+++ LISTED RECORDS

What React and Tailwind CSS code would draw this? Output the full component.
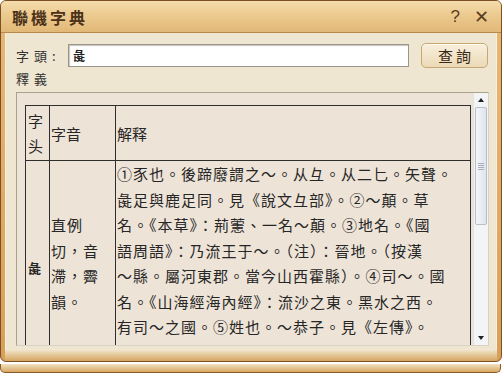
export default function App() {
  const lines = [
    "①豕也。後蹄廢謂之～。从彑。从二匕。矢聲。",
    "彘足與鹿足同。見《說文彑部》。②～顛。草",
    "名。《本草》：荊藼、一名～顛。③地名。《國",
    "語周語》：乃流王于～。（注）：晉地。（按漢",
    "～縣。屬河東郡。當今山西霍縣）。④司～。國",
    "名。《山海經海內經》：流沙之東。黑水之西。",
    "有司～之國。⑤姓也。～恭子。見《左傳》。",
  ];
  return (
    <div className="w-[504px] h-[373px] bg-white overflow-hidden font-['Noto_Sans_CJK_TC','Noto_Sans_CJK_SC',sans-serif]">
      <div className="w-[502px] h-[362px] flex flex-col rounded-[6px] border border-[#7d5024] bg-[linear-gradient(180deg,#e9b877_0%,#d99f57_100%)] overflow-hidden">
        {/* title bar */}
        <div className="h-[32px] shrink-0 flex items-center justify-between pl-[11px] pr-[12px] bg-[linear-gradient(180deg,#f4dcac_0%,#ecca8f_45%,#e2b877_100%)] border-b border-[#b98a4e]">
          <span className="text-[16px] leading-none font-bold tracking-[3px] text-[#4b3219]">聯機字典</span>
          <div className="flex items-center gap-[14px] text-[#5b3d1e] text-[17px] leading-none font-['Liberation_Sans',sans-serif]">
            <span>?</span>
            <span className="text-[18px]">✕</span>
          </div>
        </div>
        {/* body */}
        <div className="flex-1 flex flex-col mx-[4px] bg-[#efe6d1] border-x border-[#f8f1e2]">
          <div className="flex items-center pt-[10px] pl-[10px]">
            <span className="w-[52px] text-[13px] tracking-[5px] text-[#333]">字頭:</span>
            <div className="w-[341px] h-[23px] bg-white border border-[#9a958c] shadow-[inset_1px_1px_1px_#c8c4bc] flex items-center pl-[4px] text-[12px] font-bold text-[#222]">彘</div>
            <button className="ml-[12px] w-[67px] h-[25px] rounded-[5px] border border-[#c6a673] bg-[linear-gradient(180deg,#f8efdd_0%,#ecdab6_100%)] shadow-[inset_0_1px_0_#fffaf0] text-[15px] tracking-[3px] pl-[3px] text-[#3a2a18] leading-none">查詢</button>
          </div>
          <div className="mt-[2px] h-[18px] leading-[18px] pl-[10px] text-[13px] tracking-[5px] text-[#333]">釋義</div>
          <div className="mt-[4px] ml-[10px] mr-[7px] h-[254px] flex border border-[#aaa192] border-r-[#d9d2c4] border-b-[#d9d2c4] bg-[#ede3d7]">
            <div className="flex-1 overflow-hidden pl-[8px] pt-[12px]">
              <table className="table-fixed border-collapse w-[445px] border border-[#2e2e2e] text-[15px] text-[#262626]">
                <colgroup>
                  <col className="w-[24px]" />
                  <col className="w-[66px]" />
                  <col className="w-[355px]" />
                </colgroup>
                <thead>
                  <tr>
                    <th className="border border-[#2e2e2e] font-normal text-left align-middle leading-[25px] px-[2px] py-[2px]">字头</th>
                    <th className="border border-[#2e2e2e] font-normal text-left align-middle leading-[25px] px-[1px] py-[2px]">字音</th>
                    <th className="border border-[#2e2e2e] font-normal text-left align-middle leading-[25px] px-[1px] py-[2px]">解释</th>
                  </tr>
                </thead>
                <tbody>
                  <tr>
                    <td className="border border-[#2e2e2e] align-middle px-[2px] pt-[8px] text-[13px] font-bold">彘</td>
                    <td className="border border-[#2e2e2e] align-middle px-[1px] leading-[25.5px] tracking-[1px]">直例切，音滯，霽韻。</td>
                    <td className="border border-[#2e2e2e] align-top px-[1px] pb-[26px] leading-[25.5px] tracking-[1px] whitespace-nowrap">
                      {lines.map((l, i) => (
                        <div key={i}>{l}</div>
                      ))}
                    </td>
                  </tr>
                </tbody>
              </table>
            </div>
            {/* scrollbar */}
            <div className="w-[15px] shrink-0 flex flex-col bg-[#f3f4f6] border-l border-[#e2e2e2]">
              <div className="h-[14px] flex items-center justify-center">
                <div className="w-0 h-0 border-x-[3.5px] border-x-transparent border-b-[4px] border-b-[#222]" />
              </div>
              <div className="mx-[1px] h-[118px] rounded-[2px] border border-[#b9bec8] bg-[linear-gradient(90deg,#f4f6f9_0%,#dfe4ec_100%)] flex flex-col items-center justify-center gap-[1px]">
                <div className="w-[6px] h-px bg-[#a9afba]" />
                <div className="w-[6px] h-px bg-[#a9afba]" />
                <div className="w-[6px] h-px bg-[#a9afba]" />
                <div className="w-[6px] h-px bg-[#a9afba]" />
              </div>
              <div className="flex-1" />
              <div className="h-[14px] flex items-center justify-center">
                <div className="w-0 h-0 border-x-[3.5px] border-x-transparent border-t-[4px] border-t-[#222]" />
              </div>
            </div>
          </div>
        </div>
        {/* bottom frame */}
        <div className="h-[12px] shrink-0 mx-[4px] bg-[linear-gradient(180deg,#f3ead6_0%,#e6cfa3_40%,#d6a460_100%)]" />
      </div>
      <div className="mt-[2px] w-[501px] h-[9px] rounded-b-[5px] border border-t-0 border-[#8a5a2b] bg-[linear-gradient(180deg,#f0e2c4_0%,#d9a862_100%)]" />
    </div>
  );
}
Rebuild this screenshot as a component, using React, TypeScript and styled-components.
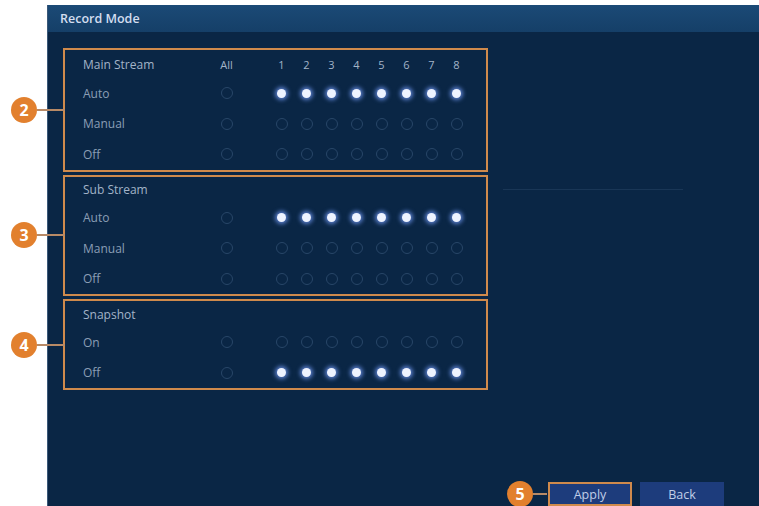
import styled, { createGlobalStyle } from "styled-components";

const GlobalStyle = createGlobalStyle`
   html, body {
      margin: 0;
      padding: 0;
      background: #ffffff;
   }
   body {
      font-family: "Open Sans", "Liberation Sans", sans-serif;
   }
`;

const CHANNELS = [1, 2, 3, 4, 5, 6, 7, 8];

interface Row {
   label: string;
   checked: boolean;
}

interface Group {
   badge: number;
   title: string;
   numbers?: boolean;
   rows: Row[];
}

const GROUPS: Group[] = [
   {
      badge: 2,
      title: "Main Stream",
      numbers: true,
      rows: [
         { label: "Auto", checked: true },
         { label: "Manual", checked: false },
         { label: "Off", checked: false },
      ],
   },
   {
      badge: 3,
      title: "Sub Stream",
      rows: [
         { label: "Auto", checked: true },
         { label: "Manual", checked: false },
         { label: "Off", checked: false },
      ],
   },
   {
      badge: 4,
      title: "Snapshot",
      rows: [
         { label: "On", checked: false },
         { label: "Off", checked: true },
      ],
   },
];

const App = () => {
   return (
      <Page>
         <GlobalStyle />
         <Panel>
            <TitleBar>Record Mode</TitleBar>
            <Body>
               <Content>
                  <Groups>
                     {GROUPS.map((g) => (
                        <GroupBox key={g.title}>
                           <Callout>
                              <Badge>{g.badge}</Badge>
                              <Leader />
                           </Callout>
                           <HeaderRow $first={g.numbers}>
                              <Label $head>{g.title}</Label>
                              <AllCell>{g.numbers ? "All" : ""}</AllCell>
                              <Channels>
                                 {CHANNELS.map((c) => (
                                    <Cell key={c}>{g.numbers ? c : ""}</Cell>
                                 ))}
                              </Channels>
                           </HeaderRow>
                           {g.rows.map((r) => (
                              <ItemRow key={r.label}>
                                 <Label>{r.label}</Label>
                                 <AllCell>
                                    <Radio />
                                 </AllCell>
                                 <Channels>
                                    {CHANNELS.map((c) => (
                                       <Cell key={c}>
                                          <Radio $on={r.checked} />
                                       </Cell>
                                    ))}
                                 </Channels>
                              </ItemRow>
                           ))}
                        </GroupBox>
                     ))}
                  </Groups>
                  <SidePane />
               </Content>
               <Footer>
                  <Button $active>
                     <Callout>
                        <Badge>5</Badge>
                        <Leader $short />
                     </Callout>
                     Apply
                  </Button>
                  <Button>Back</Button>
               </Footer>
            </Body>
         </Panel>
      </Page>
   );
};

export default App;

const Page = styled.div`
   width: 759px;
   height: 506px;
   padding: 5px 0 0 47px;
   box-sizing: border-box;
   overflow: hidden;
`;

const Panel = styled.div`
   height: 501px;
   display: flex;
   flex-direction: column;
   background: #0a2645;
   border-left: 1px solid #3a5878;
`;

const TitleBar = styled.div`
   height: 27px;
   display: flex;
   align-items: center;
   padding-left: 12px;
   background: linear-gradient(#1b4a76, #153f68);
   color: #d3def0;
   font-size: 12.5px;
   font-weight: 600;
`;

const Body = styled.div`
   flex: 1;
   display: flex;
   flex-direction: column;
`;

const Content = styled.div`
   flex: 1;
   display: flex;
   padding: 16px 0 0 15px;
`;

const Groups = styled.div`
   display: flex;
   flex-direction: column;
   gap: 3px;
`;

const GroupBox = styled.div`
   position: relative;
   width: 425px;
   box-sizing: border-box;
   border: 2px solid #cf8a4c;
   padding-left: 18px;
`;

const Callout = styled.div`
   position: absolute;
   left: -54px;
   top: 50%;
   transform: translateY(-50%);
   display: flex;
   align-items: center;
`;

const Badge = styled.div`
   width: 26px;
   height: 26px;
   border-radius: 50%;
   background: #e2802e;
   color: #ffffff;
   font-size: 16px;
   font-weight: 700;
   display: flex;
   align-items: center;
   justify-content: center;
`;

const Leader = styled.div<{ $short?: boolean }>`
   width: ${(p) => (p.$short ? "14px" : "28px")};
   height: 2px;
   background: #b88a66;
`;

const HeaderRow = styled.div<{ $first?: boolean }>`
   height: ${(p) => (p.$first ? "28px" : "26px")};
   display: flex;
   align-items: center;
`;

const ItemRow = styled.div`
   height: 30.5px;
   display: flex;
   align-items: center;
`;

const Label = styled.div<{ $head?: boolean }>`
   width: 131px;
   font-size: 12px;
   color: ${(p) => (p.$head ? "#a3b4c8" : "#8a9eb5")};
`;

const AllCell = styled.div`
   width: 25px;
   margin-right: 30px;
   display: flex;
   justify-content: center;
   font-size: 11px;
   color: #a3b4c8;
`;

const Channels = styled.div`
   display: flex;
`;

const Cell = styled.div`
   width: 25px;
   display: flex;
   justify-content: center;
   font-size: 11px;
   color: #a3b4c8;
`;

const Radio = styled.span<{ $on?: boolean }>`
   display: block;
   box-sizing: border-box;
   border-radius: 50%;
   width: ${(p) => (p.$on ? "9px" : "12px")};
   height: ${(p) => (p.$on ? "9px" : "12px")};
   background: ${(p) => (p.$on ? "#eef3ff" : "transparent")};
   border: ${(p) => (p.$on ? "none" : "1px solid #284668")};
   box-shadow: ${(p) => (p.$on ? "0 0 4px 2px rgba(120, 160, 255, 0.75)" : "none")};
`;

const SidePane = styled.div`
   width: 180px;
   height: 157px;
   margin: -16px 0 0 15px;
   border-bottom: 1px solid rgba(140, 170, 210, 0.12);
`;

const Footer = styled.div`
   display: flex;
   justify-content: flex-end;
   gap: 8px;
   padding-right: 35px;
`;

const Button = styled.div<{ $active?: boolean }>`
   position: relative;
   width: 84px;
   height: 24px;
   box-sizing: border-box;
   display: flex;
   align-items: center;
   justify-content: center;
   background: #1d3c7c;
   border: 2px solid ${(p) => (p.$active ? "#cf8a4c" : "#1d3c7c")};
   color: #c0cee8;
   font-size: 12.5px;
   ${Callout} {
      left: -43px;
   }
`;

++++++

# SET EXERCISE
Of all the lines in the listing above, how many include "components"? Write only the number.

# SOLUTION FOR THIS PROBLEM
2